Hari Vasudevan of KYRO discusses how, rather than replacing tradition with technology, an efficient storm response and recovery system for utilities should be based on a carefully blended approach.
Utility professionals pride themselves on rapid, decisive action. Emergency crews roll out, and everyone from linemen to consultants works diligently to restore power as quickly as possible. This “all-hands-on-deck” approach embodies traditional values of reliability, safety, and community commitment.
Yet Europe is increasingly hit by severe weather, including storms, costing billions of euros and affecting millions of lives—and this is driving up the costs to restore power. While lines of trucks and hundreds of crew members rolling in is a reassuring sight, it can ramp up massive labour and logistical expenses.

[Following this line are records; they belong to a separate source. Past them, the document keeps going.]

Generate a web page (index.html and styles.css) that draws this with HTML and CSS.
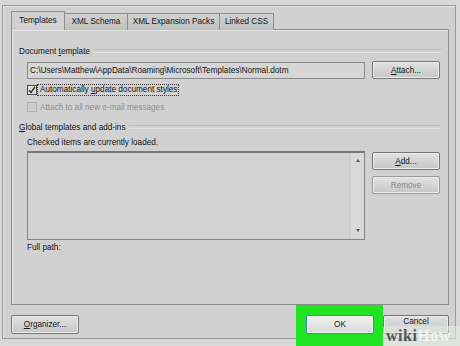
FILE: index.html
```html
<!DOCTYPE html>
<html lang="en">
<head>
    <meta charset="UTF-8">
    <title>Templates and Add-ins</title>
    <link rel="stylesheet" href="styles.css">
</head>
<body>
<div class="frame">
    <div class="tabs">
        <span class="tab active t1">Templates</span>
        <span class="tab t2">XML Schema</span>
        <span class="tab t3">XML Expansion Packs</span>
        <span class="tab t4">Linked CSS</span>
    </div>
    <div class="panel">
        <div class="group"><span>Document <u>t</u>emplate</span></div>
        <div class="row">
            <div class="field">C:\Users\Matthew\AppData\Roaming\Microsoft\Templates\Normal.dotm</div>
            <button class="btn"><u>A</u>ttach...</button>
        </div>
        <div class="check">
            <span class="box">
                <svg width="8" height="8" viewBox="0 0 8 8"><path d="M1 4.2 L3 6.5 L7 1" fill="none" stroke="#222" stroke-width="1.3"/></svg>
            </span>
            <span class="focus">Automatically <u>u</u>pdate document styles</span>
        </div>
        <div class="check disabled">
            <span class="box"></span>
            <span class="label">Attach to all new e-mail messages</span>
        </div>
        <div class="group second"><span><u>G</u>lobal templates and add-ins</span></div>
        <div class="note">Checked items are currently loaded.</div>
        <div class="row list-row">
            <div class="list">
                <div class="scroll">
                    <span class="arrow up"></span>
                    <span class="arrow down"></span>
                </div>
            </div>
            <div class="side">
                <button class="btn"><u>A</u>dd...</button>
                <button class="btn off">Remove</button>
            </div>
        </div>
        <div class="note path">Full path:</div>
    </div>
    <div class="footer">
        <button class="btn"><u>O</u>rganizer...</button>
        <div class="actions">
            <span class="hl"><button class="btn ok">OK</button></span>
            <button class="btn cancel">Cancel</button>
        </div>
    </div>
</div>
<div class="watermark"><span class="wiki">wiki</span><span class="how">How</span></div>
</body>
</html>
```

FILE: styles.css
```css
*{
    margin: 0;
    padding: 0;
    box-sizing: border-box;
}
body{
    width: 460px;
    height: 346px;
    overflow: hidden;
    background: #d8d8d8;
    font-family: "Liberation Sans", Arial, sans-serif;
    font-size: 8.2px;
    color: #141414;
    position: relative;
}
.frame{
    margin: 5px 4px 0 2px;
    border: 1px solid #9a9a9a;
    box-shadow: inset 1px 1px 0 #e6e6e6;
    background: #d1d1d1;
    padding: 5px 6px 4px 8px;
}
.tabs{
    display: flex;
    align-items: flex-end;
    height: 19px;
    margin-bottom: -1px;
}
.tab{
    height: 17px;
    line-height: 15px;
    text-align: center;
    border: 1px solid #8d8d8d;
    border-bottom: none;
    border-left: none;
    background: linear-gradient(#d2d2d2, #c0c0c0);
    white-space: nowrap;
}
.tab.active{
    height: 19px;
    line-height: 18px;
    border-left: 1px solid #8d8d8d;
    background: #d1d1d1;
    position: relative;
    z-index: 1;
}
.t1{ width: 54px; }
.t2{ width: 63px; }
.t3{ width: 92px; }
.t4{ width: 54px; }

.panel{
    height: 276px;
    border: 1px solid #8d8d8d;
    box-shadow: inset 1px 1px 0 #e4e4e4;
    padding: 15px 7px 0 7px;
}
.group{
    display: flex;
    align-items: center;
    height: 12px;
    gap: 3px;
}
.group::after{
    content: "";
    flex: 1;
    height: 2px;
    border-top: 1px solid #bdbdbd;
    border-bottom: 1px solid #e2e2e2;
}
.group.second{
    margin-top: 8px;
}
.row{
    display: flex;
    gap: 7px;
    margin: 4px 0 0 8px;
    align-items: flex-start;
}
.field{
    width: 338px;
    flex-shrink: 0;
    height: 17px;
    margin-top: 1px;
    line-height: 15px;
    padding-left: 2px;
    border: 1px solid #8a8a8a;
    background: #d6d6d6;
    white-space: nowrap;
    overflow: hidden;
}
.btn{
    width: 68px;
    height: 18px;
    flex-shrink: 0;
    font: inherit;
    color: #141414;
    border: 1px solid #767676;
    border-radius: 2px;
    background: linear-gradient(#e2e2e2, #c6c6c6);
    box-shadow: inset 0 0 0 1px #ececec;
}
.btn.off{
    color: #8a8a8a;
    border-color: #9a9a9a;
}
.check{
    display: flex;
    align-items: center;
    height: 12px;
    margin: 5px 0 0 8px;
}
.box{
    width: 10px;
    height: 10px;
    border: 1px solid #4a4a4a;
    background: #dedede;
    display: flex;
    align-items: center;
    justify-content: center;
}
.focus{
    padding: 0 1px 0 2px;
    border: 1px dotted #333;
    line-height: 10px;
}
.check.disabled{
    margin-top: 5px;
}
.check.disabled .box{
    border-color: #b2b2b2;
    background: #cecece;
}
.check.disabled .label{
    color: #8e8e8e;
    margin-left: 3px;
}
.note{
    height: 12px;
    line-height: 12px;
    margin: 4px 0 0 8px;
}
.list-row{
    margin-top: 2px;
}
.list{
    width: 338px;
    flex-shrink: 0;
    height: 89px;
    border: 1px solid #858585;
    border-top: 2px solid #777;
    background: #d2d2d2;
    display: flex;
    justify-content: flex-end;
}
.scroll{
    width: 14px;
    background: #d9d9d9;
    border-left: 1px solid #cdcdcd;
    display: flex;
    flex-direction: column;
    justify-content: space-between;
    align-items: center;
    padding: 6px 0 7px;
}
.arrow{
    width: 0;
    height: 0;
    border-left: 2.5px solid transparent;
    border-right: 2.5px solid transparent;
}
.arrow.up{
    border-bottom: 3px solid #555;
}
.arrow.down{
    border-top: 3px solid #555;
}
.side{
    display: flex;
    flex-direction: column;
    gap: 6px;
    padding-top: 1px;
}
.note.path{
    margin-top: 2px;
}
.footer{
    display: flex;
    justify-content: space-between;
    margin-top: 10px;
}
.footer .btn{
    height: 19px;
}
.actions{
    display: flex;
    gap: 9px;
}
.hl{
    position: relative;
    display: flex;
}
.hl::before{
    content: "";
    position: absolute;
    left: -10px;
    right: -9px;
    top: -10px;
    bottom: -13px;
    background: #22e322;
}
.btn.ok{
    position: relative;
    border-color: #3b8fb8;
    background: linear-gradient(#f2f2f2, #d9d9d9);
}
.btn.cancel{
    width: 66px;
    line-height: 10px;
    padding-bottom: 6px;
}
.watermark{
    position: absolute;
    left: 383px;
    top: 326px;
    width: 77px;
    height: 20px;
    border-radius: 3px 0 0 0;
    background: rgba(226, 236, 222, 0.6);
    font-family: "Liberation Serif", "DejaVu Serif", serif;
    font-weight: bold;
    font-size: 16px;
    line-height: 20px;
    padding-left: 3px;
    letter-spacing: 0.5px;
}
.wiki{
    color: #555;
}
.how{
    color: #f4f4f4;
}
```
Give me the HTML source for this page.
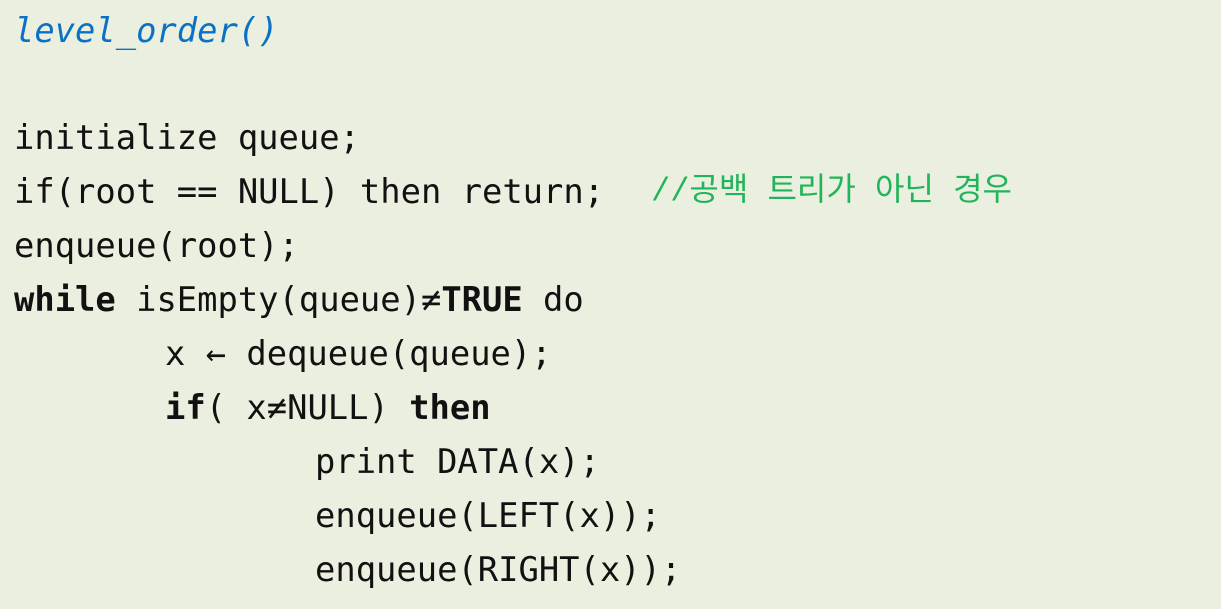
<!DOCTYPE html>
<html><head><meta charset="utf-8"><style>
html,body{margin:0;padding:0}
body{width:1221px;height:609px;background:#ebefdf;position:relative;overflow:hidden;font-family:"DejaVu Sans Mono","Liberation Mono",monospace;font-size:33.8px;color:#111}
.l{position:absolute;height:54px;line-height:54px;white-space:pre}
b{font-weight:bold}
.t{color:#0a72c4;font-style:italic}
.c{color:#22b45a;font-family:"Liberation Mono","Noto Sans CJK KR",monospace;font-size:32px}
</style></head><body>
<div class="l t" style="left:14px;top:4px">level_order()</div>
<div class="l" style="left:14px;top:111px">initialize queue;</div>
<div class="l" style="left:14px;top:165px">if(root == NULL) then return;</div>
<div class="l c" style="left:651px;top:165px">//공백 트리가 아닌 경우</div>
<div class="l" style="left:14px;top:219px">enqueue(root);</div>
<div class="l" style="left:14px;top:273px"><b>while</b> isEmpty(queue)≠<b>TRUE</b> do</div>
<div class="l" style="left:165px;top:327px">x ← dequeue(queue);</div>
<div class="l" style="left:165px;top:381px"><b>if</b>( x≠NULL) <b>then</b></div>
<div class="l" style="left:315px;top:435px">print DATA(x);</div>
<div class="l" style="left:315px;top:489px">enqueue(LEFT(x));</div>
<div class="l" style="left:315px;top:543px">enqueue(RIGHT(x));</div>
</body></html>
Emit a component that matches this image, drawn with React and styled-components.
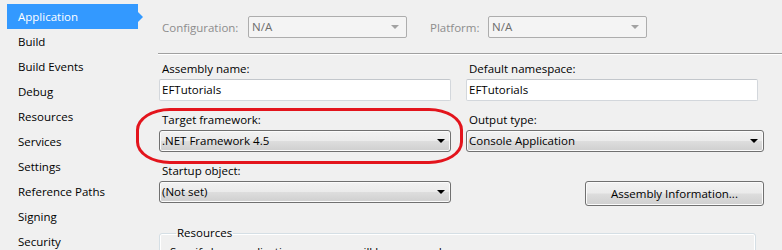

New technologies and data-driven strategies now offer ways to maintain these conservative principles while minimizing outages and controlling costs. Utilities can expedite storm recovery via AI-enabled resource tracking, real-time field data, and automating documentation processes to build a more resilient grid.
However, rather than replacing human input with technology, the path forward lies in a carefully blended approach between following traditional methods and applying technology.
There’s a massive amount of legwork that goes into actioning effective storm response, and traditional methods often rely heavily on already stretched teams. In the thick of the moment, speed is the name of the game. Yet this can be a significant challenge when trying to mobilize crews, determine who’s available from rosters of assessors, wire-guards and linemen, and where to send them for maximum effectiveness.
Boots on the ground also have to make quick-fire decisions, such as blocking off dangerous roads and clearing rights-of-way. They’re responsible for safety and security, protecting the public and utility crews alike from dangers like downed power lines and structural damage. On top of that, any crucial detail that slips through the cracks can carry huge cost implications and cause massive delays in recovering expenses post-event. Utilities have to accurately capture work hours and expenses across multiple districts to justify cost recovery.
Yet amidst the chaos of a disastrous storm, completely capturing that information isn’t always feasible. This carries serious consequences when dealing with regulators who demand transparency and accuracy in order to issue recovery costs. Evidence-based documentation, in the form of timesheets, chain-of-custody receipts, and material usage reports, is non-negotiable for approvals.
As well as causing devastating losses to local residents’ and businesses’ livelihoods, severe storms also have a massive financial impact on local communities.
For instance, total losses from last year’s Storm Boris hit €2.19 billion ($2.54 billion). While European utilities were able to lean on insurance companies, events like this still take a toll on their budgets. That’s because insurance payouts aren’t always immediately available, and, when recovery bills are in the hundreds of millions of euros, out-of-pocket expenses for utilities can become eye-watering. This puts a dent in cash flow, leaving utilities vulnerable to any other severe weather event that occurs while they’re waiting for insurance claims to be verified. Eventually, insurance premiums increase as a result of these claims and that additional cost is ultimately borne by the utility customers.
To alleviate these cash flow challenges and insurance premium increases after a disaster, utilities often have to hike up rates, putting added strain on end-customers’ bills. There’s an increasing need for a more cost-efficient approach that augments traditional methods with technology. This not only helps utility companies save on immediate costs but also enables them to reinvest those savings towards hardening the grid for long-term resilience.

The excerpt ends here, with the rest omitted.